(The records)
┌──

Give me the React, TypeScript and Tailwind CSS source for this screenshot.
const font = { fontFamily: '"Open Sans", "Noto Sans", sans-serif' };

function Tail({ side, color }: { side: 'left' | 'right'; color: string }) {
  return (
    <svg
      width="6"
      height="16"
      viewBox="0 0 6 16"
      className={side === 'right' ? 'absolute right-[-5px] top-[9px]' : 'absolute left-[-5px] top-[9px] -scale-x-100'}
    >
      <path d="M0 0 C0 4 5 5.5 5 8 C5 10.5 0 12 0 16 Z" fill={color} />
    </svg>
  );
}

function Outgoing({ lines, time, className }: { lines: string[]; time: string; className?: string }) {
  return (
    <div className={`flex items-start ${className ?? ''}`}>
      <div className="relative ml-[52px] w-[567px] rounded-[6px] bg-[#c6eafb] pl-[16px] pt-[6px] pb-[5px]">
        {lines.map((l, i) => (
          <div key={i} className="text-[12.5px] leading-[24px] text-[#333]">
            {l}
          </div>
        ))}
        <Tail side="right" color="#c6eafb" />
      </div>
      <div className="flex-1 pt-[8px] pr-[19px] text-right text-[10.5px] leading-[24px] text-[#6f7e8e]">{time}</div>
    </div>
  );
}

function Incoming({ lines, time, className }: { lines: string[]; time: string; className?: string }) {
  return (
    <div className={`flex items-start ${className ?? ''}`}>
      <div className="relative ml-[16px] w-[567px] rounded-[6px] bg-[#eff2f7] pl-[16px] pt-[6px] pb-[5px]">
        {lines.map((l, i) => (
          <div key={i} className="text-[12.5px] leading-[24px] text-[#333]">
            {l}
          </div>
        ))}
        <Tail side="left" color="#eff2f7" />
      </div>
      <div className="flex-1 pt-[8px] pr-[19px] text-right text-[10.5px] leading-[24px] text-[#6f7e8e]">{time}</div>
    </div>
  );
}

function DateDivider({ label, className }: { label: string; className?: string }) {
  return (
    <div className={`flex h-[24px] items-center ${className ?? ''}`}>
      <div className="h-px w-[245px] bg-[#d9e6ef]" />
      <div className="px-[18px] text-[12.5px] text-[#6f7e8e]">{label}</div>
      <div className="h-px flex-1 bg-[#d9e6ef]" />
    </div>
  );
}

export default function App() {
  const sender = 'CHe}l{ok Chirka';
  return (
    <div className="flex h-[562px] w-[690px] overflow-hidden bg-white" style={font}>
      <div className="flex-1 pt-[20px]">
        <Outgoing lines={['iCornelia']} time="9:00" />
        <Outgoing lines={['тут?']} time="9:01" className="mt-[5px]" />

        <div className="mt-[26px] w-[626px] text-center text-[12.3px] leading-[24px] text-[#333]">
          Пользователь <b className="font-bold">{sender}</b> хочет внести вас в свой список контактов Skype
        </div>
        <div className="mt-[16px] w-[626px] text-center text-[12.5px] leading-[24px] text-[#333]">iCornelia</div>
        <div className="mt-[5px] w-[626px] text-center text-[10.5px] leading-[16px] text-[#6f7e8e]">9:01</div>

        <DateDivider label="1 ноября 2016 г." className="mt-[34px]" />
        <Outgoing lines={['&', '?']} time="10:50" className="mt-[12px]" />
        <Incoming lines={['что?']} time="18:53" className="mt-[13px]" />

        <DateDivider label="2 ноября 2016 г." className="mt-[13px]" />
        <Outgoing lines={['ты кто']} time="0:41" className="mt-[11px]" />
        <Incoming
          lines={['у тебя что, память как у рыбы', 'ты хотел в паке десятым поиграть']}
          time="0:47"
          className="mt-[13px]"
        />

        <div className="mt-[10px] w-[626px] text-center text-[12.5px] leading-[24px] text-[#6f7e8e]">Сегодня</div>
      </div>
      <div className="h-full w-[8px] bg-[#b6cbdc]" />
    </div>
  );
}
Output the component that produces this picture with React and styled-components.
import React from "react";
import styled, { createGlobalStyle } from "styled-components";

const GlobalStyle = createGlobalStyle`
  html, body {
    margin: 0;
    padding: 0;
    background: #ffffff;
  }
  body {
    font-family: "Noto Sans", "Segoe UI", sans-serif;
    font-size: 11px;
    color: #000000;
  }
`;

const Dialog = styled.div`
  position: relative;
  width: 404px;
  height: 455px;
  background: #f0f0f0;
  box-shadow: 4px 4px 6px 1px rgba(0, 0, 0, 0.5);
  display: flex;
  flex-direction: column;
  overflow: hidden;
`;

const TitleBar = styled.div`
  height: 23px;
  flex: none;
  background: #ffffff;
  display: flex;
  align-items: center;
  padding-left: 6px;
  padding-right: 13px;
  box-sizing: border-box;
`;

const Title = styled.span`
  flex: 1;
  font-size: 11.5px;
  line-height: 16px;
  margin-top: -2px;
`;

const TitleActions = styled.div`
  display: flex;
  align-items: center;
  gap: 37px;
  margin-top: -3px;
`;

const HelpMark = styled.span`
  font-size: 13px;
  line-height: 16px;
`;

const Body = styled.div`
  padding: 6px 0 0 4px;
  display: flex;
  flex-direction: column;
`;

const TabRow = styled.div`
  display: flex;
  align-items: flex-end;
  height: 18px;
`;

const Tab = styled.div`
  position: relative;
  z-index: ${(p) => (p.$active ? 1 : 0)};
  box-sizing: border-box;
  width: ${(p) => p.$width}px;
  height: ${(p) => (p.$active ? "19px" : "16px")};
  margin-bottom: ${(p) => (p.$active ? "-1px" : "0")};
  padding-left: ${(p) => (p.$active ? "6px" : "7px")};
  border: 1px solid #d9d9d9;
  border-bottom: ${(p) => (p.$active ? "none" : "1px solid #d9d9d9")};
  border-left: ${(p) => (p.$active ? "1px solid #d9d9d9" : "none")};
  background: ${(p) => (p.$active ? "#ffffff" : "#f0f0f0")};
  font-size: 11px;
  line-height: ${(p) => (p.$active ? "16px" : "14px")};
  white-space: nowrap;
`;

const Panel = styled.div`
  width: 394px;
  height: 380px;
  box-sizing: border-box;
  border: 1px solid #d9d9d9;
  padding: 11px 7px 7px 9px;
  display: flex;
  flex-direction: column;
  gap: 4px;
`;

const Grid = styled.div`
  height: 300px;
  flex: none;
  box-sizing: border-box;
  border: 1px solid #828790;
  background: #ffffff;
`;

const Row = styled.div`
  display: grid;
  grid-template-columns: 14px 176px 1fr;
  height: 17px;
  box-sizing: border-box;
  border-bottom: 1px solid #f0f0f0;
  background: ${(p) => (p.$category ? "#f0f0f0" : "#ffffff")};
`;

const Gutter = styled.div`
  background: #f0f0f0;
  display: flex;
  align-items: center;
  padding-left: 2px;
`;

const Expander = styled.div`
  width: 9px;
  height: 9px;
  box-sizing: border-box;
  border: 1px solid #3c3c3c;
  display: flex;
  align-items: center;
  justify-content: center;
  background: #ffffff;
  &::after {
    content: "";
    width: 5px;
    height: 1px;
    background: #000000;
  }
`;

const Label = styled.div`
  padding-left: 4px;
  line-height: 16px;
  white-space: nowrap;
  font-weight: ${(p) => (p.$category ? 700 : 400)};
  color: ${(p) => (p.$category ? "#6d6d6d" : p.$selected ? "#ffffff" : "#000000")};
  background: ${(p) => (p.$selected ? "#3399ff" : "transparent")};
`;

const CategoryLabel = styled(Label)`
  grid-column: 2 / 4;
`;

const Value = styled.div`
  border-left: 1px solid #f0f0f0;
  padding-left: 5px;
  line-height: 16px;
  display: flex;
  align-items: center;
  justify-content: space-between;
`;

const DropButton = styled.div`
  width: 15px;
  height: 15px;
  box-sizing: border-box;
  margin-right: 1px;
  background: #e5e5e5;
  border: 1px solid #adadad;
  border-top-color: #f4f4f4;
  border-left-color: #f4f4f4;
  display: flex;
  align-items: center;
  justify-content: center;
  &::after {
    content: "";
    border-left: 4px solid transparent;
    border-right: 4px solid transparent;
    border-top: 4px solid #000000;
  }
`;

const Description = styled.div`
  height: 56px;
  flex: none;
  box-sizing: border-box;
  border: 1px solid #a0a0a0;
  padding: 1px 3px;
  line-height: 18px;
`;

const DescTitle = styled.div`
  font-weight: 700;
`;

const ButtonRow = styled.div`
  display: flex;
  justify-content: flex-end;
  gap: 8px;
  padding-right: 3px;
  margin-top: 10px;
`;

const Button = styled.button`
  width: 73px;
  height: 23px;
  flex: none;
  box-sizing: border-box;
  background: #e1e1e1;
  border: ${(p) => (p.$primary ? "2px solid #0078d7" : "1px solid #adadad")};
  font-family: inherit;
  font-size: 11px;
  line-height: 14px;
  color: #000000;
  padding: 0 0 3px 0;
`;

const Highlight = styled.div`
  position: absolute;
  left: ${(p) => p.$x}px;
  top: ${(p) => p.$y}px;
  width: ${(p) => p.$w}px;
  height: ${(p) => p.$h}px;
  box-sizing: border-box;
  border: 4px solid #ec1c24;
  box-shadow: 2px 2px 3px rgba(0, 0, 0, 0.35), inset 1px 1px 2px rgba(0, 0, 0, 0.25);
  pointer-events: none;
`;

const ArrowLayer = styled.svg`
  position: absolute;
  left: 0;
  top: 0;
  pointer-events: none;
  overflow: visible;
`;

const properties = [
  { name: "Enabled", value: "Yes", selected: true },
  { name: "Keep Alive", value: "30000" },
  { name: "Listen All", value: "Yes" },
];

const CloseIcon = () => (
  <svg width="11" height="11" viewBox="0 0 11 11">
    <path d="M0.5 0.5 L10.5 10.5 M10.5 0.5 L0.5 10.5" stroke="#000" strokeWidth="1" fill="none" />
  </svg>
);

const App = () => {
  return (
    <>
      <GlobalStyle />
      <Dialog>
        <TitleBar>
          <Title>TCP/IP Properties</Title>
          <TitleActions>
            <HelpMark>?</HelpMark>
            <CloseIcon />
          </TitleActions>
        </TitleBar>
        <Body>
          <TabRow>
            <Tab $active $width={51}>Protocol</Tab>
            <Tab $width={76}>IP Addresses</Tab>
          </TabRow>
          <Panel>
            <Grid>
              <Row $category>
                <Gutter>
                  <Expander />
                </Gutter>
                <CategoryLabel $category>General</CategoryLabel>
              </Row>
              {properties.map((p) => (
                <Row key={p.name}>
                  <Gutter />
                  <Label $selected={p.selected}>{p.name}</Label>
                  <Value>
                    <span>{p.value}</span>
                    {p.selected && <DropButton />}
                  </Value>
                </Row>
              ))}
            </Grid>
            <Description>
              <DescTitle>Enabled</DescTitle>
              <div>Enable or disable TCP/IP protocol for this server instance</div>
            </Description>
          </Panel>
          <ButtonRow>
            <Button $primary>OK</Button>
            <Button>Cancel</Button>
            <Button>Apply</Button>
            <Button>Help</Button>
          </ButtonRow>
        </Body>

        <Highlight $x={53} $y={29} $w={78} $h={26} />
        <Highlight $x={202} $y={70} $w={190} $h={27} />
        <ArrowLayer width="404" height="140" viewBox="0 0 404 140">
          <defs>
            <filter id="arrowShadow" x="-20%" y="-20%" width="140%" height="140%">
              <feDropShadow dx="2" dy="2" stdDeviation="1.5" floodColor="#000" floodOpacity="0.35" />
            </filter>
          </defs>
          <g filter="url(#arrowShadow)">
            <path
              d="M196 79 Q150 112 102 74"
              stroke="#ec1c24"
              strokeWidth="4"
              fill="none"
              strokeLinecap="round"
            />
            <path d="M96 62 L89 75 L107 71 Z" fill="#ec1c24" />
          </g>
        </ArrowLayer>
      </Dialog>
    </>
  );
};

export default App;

└──
┌──

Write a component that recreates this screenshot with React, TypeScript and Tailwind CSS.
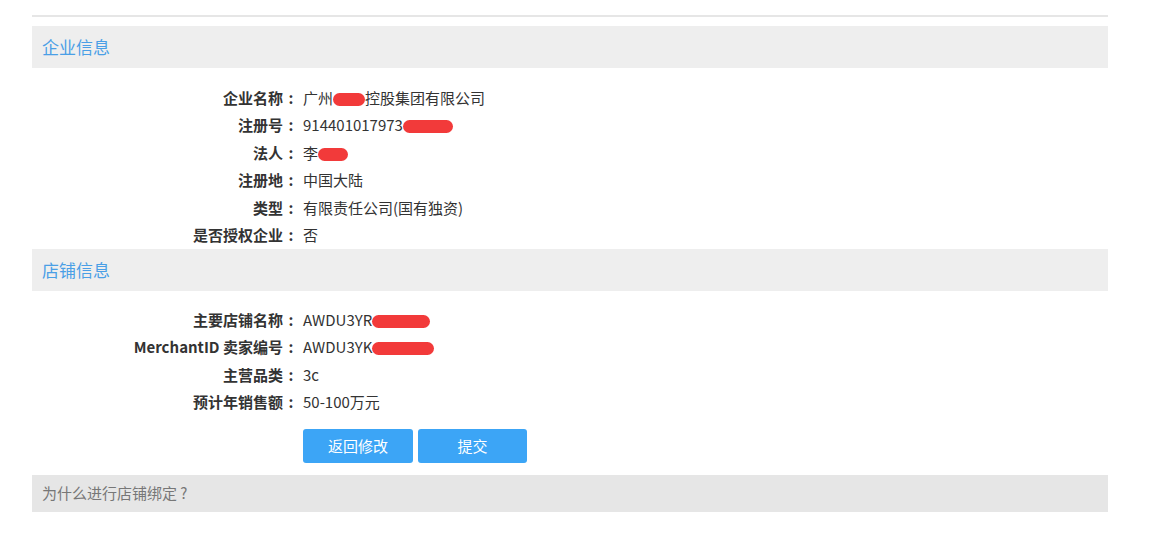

└──

(Instructions for the task)
Copy out all lines above that include the string "Tailwind".

(Final result)
Give me the React, TypeScript and Tailwind CSS source for this screenshot.
Write a component that recreates this screenshot with React, TypeScript and Tailwind CSS.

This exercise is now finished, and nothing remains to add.